槍を抜いたことで死んだと思った宇宙人の子分が復活。また、槍のチカラで大爆発の予兆が現れる。

そこに主人公の元上司の組織が計画を止めようと乱入する。戦闘の混乱の中、上司が主人公に仕掛けていた自爆装置が発動して、自爆装置を代わりに付けていた少年が死ぬ。

少年が死ぬことで槍はチカラを失い、大爆発は回避される。主人公の父親は最初から宇宙人の少年を排除する予定だった、のような描写がある。

 

その後、目の前で少年が死んだり、槍で元どおりになる計画がなくなったことで落ち込んでいる主人公を、元上司の部下である2号機パイロットが迎えに来る。

 

2号機パイロットと主人公、クローン体の代理パイロットという、テレビシリーズの主要メンバー3人で、元上司の待つ地点まで徒歩で旅する珍道中が始まる、というところで映画は終わる。

3作目の映画「Q」は語られていない14年間のこともあり、次の映画でそのあたりが語られるのかも、とファンは待ち続けているのである。

 

 

「どこが面白かったの?」

ストーリーについては語ったので、では何が面白かったのかを語る。

箇条書きにするとこんな感じ。

  1. 謎の多い世界とその謎解きが面白い。
  2. キャラクター、ロボットのカッコよさ。
  3. 過剰な暴力表現を含む戦闘描写がいい。
  4. 内向的で繊細な主人公への共感。

 

というところだと思う。

1の楽しさは格別で、わたしのこの記事を読んでしまうと自分で謎解きする楽しさが失われてしまう。ので冒頭にネタバレ注意をしつこく書いた。でもまぁこれを読んだ後に見ても楽しめるとは思います。答え合わせっぽい楽しみ方になってしまうかもですが。

 

2は1995年にはすごくカッコ良く見えたのだ。

今でもカッコいいと思う。ロボットにはデカくて怖いカッコ良さがある。

 

3もそう。全般的にエヴァの戦闘は怖い。怖いから面白い。

 

4は当時斬新だった。そして多くのファンが主人公のシンジくんに共感したのだ。

わたしは大学生の頃に「あ、わたしこんな人間関係へたで内向的ではないわ。
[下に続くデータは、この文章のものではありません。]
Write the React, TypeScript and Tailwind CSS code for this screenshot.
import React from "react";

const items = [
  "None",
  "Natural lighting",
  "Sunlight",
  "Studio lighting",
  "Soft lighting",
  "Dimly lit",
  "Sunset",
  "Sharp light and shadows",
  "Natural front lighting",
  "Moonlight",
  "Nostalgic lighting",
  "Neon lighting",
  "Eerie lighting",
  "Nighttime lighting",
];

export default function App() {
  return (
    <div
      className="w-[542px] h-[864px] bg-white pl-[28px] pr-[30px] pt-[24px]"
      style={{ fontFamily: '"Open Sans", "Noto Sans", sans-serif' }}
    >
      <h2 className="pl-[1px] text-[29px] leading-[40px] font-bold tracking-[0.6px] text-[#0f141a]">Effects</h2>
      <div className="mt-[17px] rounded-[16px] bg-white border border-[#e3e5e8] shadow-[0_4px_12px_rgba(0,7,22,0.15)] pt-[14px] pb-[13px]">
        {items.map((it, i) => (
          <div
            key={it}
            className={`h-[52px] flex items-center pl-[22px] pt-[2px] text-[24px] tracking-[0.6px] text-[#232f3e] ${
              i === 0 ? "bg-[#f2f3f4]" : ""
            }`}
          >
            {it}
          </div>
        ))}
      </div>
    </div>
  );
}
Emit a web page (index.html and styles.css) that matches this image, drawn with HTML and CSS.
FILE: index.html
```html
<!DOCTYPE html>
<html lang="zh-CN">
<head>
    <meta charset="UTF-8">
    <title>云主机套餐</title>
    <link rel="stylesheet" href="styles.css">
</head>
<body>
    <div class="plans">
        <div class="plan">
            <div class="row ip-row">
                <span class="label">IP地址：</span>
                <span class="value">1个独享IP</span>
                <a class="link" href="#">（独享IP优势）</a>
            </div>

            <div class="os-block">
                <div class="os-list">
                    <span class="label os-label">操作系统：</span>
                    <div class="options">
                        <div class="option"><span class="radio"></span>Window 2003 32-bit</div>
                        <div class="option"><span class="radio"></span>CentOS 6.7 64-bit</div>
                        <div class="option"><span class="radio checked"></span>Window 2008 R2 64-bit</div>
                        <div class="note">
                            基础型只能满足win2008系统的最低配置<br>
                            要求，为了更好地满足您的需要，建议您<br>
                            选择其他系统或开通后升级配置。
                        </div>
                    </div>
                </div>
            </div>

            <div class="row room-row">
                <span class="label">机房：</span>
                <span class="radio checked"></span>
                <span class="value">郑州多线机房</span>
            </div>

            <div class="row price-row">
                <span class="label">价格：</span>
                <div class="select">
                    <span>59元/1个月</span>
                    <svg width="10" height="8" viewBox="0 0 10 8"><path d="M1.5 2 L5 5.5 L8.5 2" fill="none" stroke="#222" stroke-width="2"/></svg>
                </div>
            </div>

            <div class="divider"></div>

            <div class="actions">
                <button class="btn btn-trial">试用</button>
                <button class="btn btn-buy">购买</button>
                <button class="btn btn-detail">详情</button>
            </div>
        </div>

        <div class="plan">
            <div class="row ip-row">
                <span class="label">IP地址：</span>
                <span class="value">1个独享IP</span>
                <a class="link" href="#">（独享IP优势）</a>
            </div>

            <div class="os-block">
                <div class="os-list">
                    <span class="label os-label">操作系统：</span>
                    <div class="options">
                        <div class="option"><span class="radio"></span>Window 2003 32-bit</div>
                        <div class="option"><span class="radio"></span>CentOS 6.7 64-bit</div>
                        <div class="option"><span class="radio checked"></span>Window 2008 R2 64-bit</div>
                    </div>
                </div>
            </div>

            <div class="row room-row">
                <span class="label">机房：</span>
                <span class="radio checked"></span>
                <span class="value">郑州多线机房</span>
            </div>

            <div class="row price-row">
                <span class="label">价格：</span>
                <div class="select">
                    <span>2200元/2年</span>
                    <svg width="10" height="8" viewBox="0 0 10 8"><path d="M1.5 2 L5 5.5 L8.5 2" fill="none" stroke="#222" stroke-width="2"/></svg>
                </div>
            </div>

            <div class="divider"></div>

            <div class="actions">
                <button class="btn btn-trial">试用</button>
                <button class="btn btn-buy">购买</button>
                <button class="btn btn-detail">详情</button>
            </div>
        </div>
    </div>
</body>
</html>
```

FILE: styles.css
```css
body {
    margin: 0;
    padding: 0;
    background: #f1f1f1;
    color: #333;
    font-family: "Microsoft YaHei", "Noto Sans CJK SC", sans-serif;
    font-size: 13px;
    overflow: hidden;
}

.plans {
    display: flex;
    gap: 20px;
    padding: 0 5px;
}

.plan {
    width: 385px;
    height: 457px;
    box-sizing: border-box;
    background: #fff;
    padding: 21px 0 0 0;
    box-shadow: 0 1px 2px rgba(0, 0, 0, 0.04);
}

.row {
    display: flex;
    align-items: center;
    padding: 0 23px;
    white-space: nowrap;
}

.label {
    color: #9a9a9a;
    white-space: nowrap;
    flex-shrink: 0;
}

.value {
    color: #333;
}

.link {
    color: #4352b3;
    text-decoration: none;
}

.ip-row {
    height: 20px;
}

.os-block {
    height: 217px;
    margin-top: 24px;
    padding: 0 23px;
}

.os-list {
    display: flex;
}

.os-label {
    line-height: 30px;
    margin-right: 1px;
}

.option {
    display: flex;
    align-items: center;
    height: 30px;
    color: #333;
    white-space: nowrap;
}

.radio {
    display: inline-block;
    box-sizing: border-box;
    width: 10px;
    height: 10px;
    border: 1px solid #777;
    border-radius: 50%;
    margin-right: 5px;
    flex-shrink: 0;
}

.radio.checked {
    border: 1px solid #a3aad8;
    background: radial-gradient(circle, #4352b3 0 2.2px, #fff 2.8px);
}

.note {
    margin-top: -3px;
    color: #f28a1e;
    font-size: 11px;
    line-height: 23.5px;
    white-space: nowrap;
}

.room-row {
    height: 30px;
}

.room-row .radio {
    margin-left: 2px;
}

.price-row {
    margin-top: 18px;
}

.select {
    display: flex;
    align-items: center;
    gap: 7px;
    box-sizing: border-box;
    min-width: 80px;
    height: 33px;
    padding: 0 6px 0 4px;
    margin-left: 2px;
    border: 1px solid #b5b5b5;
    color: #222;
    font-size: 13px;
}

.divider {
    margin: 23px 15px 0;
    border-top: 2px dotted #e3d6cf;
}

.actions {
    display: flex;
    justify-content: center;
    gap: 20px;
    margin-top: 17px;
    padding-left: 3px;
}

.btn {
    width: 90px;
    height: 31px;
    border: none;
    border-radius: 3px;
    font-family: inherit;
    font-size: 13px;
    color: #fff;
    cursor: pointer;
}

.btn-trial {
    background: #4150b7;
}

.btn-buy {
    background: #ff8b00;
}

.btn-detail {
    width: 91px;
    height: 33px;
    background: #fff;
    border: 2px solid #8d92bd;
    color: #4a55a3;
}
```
へただけど違う種類のへたさだから共感するのは違うわ」となり、エヴァの基調である「人は傷つけあって分かり合えない(だから補完計画で解消するような大人が出て来る)」みたいな世界観が完全に他人事のハナシになった。

若いうちは物語から物語以上のことを学びとろうとしてしまうが、そういう時期が終わったのだろう。大学生になって一人暮らしをしたことで、なんか世の中結構いい加減で優しくて豊かだなという実感が湧いたことも大きいと思う。

 

ということで駆け足でエヴァについて語った。

興味がある人はとにかくアニメから見てもいいし、

 

すごく興味があるなら新劇場版「序」、新劇場版「破」、①テレビシリーズ、②旧劇場版、

③新劇場版「Q」の順で見ると良いだろう。

(最初に劇場版を見るのは絵のクオリティが高くてテンション上がるかもという配慮)

 

あとはわたしの解説が間違ってる、などのご意見も歓迎だ。なるべく一般的な用語で書いたので大幅に端折った自覚はあるが根本的な解釈違いなどがあったら教えていただきたい。

 

というところで今回はここまで。